Putin to look into Crimea Tatar rehabilitation


FE Team | Published: April 02, 2014 00:00:00 | Updated: November 30, 2026 06:01:00


MOSCOW, April 1 (AFP): Russian President Vladimir Putin on Tuesday promised a top Tatar official in Russia he would consider rehabilitation for the Crimean Tatars, a painful issue for a people deported under Stalin.
Putin made the comment in a meeting with Rustam Minnikhanov, the president of the Russian republic of Tatarstan on the Volga which is thousands of kilometres from Crimea but whose Tatar population are close ethnic kin of the Crimean Tatars.
Minnikhanov, who has travelled to Crimea after its annexation by Russia, asked Putin to consider the Crimean Tatars a "repressed people" subject to rehabilitation under an earlier Russian law.
"It would be nice if the Crimean Tatars were considered... under the 1991 law," Minnikhanov said. "It would be serious moral support to the Crimean Tatars."
Putin responded by saying that he will "certainly examine this" as well as consider meeting Crimean Tatar activists.
The Crimean Tatars, native inhabitants of the peninsula that was annexed by Russia last month, spent decades in Central Asia after Joseph Stalin ordered their banishment, ostensibly for Nazi collaboration.
They were allowed to move back in the late 1980s. But Ukraine never adopted the bill to rehabilitate the people, and Crimean Tatars are still battling with issues of land ownership, among others.

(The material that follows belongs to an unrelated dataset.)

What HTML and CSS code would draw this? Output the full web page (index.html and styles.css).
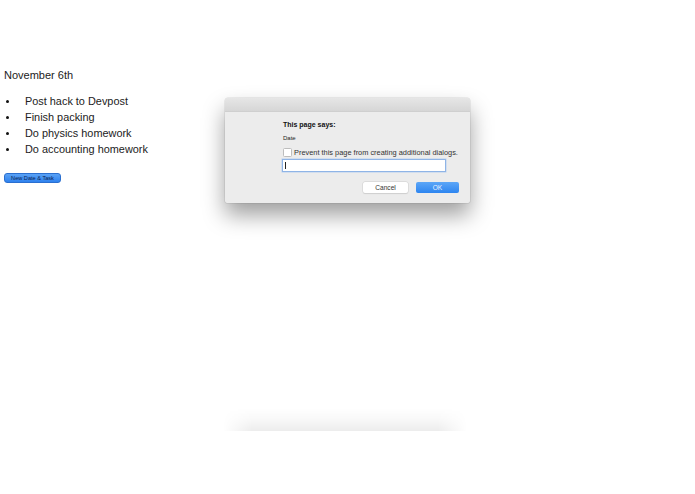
FILE: index.html
```html
<!DOCTYPE html>
<html>
<head>
<meta charset="utf-8">
<link rel="stylesheet" href="styles.css">
</head>
<body>
<div class="page">
  <h1 class="date">November 6th</h1>
  <ul class="tasks">
    <li>Post hack to Devpost</li>
    <li>Finish packing</li>
    <li>Do physics homework</li>
    <li>Do accounting homework</li>
  </ul>
  <button class="new-btn">New Date &amp; Task</button>
</div>

<div class="dialog">
  <div class="titlebar"></div>
  <div class="dialog-body">
    <div class="says">This page says:</div>
    <div class="msg">Date</div>
    <label class="prevent"><span class="check"></span>Prevent this page from creating additional dialogs.</label>
    <div class="input"><span class="caret"></span></div>
    <div class="actions">
      <span class="btn cancel">Cancel</span>
      <span class="btn ok">OK</span>
    </div>
  </div>
</div>

<div class="bottom-shadow"></div>
</body>
</html>
```

FILE: styles.css
```css
html, body {
  margin: 0;
  padding: 0;
  background: #ffffff;
}
body {
  width: 695px;
  height: 494px;
  overflow: hidden;
  position: relative;
  font-family: "Liberation Sans", Arial, sans-serif;
  color: #222;
}
.page {
  padding: 68px 0 0 4px;
}
.date {
  margin: 0;
  font-size: 11px;
  font-weight: normal;
  line-height: 14px;
  color: #222;
}
.tasks {
  list-style: none;
  margin: 11px 0 0 0;
  padding: 0 0 0 21px;
  font-size: 10.9px;
  line-height: 16px;
  color: #222;
}
.tasks li {
  position: relative;
}
.tasks li::before {
  content: "";
  position: absolute;
  left: -19px;
  top: 7px;
  width: 3px;
  height: 3px;
  border-radius: 50%;
  background: #111;
}
.new-btn {
  display: block;
  margin-top: 16px;
  width: 57px;
  height: 10px;
  padding: 0;
  border: 1px solid #2a6fd0;
  border-radius: 3px;
  background: linear-gradient(#5aa2f5, #2f82ee);
  color: #0b2350;
  font-family: "Liberation Sans", Arial, sans-serif;
  font-size: 5.6px;
  line-height: 8px;
  text-align: center;
}
.dialog {
  position: absolute;
  left: 225px;
  top: 98px;
  width: 245px;
  height: 105px;
  border-radius: 3px 3px 2px 2px;
  background: #ececec;
  box-shadow: 0 12px 22px rgba(0, 0, 0, 0.38), 0 0 0 0.5px rgba(0, 0, 0, 0.12);
  overflow: hidden;
}
.titlebar {
  height: 13px;
  background: linear-gradient(#e6e6e6, #d6d6d6);
  border-bottom: 1px solid #cfcfcf;
}
.dialog-body {
  padding: 8px 0 0 57px;
  position: relative;
}
.says {
  font-size: 7px;
  font-weight: bold;
  line-height: 10px;
  color: #111;
  padding-left: 1px;
}
.msg {
  font-size: 6px;
  line-height: 8px;
  margin-top: 4px;
  padding-left: 1px;
  color: #222;
}
.prevent {
  display: flex;
  align-items: center;
  margin-top: 6px;
  font-size: 7.4px;
  line-height: 9px;
  color: #333;
  padding-left: 1px;
}
.check {
  display: inline-block;
  width: 7px;
  height: 7px;
  background: #fff;
  border: 0.5px solid #bdbdbd;
  border-radius: 1.5px;
  margin-right: 2px;
}
.input {
  margin-top: 2px;
  width: 162px;
  height: 11px;
  background: #fff;
  border: 1px solid #8fb4e6;
  box-shadow: 0 0 0 0.5px #b8d0f0;
  position: relative;
}
.caret {
  position: absolute;
  left: 2px;
  top: 2px;
  width: 1px;
  height: 7px;
  background: #222;
}
.actions {
  display: flex;
  justify-content: flex-end;
  gap: 8px;
  margin-top: 10px;
  padding-right: 11px;
}
.btn {
  display: block;
  height: 11px;
  font-size: 6.6px;
  line-height: 11px;
  text-align: center;
  border-radius: 2px;
}
.cancel {
  width: 45px;
  background: #fff;
  color: #333;
  box-shadow: 0 0 0 0.5px #d0d0d0, 0 0.5px 1px rgba(0,0,0,0.12);
}
.ok {
  width: 43px;
  background: linear-gradient(#5ca6f7, #2d85f0);
  color: #eaf3ff;
}
.bottom-shadow {
  position: absolute;
  left: 223px;
  top: 408px;
  width: 244px;
  height: 23px;
  background: linear-gradient(rgba(0,0,0,0), rgba(0,0,0,0.02) 40%, rgba(0,0,0,0.075));
  -webkit-mask-image: linear-gradient(to right, transparent, #000 12%, #000 88%, transparent);
  mask-image: linear-gradient(to right, transparent, #000 12%, #000 88%, transparent);
}
```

Russia in 1991 adopted a law to rehabilitate repressed people by proclaiming their persecution illegal and granting them the right to compensation and territorial integrity.
Putin has already made overtures to the Crimean Tatars, who were massively opposed to the referendum on March 16 that supported joining up with Russia and still often call Russia "occupants" of the peninsula.
Meanwhile:  NATO Secretary General Anders Fogh Rasmussen on Tuesday said he could not confirm whether Russian troops had withdrawn from the Ukrainian border as announced by the Kremlin.
"Unfortunately I cannot confirm that Russia is withdrawing its troops; this is not what we have seen," Rasmussen told journalists before a NATO foreign ministers meeting on the crisis in Ukraine.
Ukraine and the United States have accused Russia of massing thousands of troops near the border and have expressed concern that Moscow intends to seize southeastern parts of Ukraine with large populations of ethnic Russians following the Crimea takeover.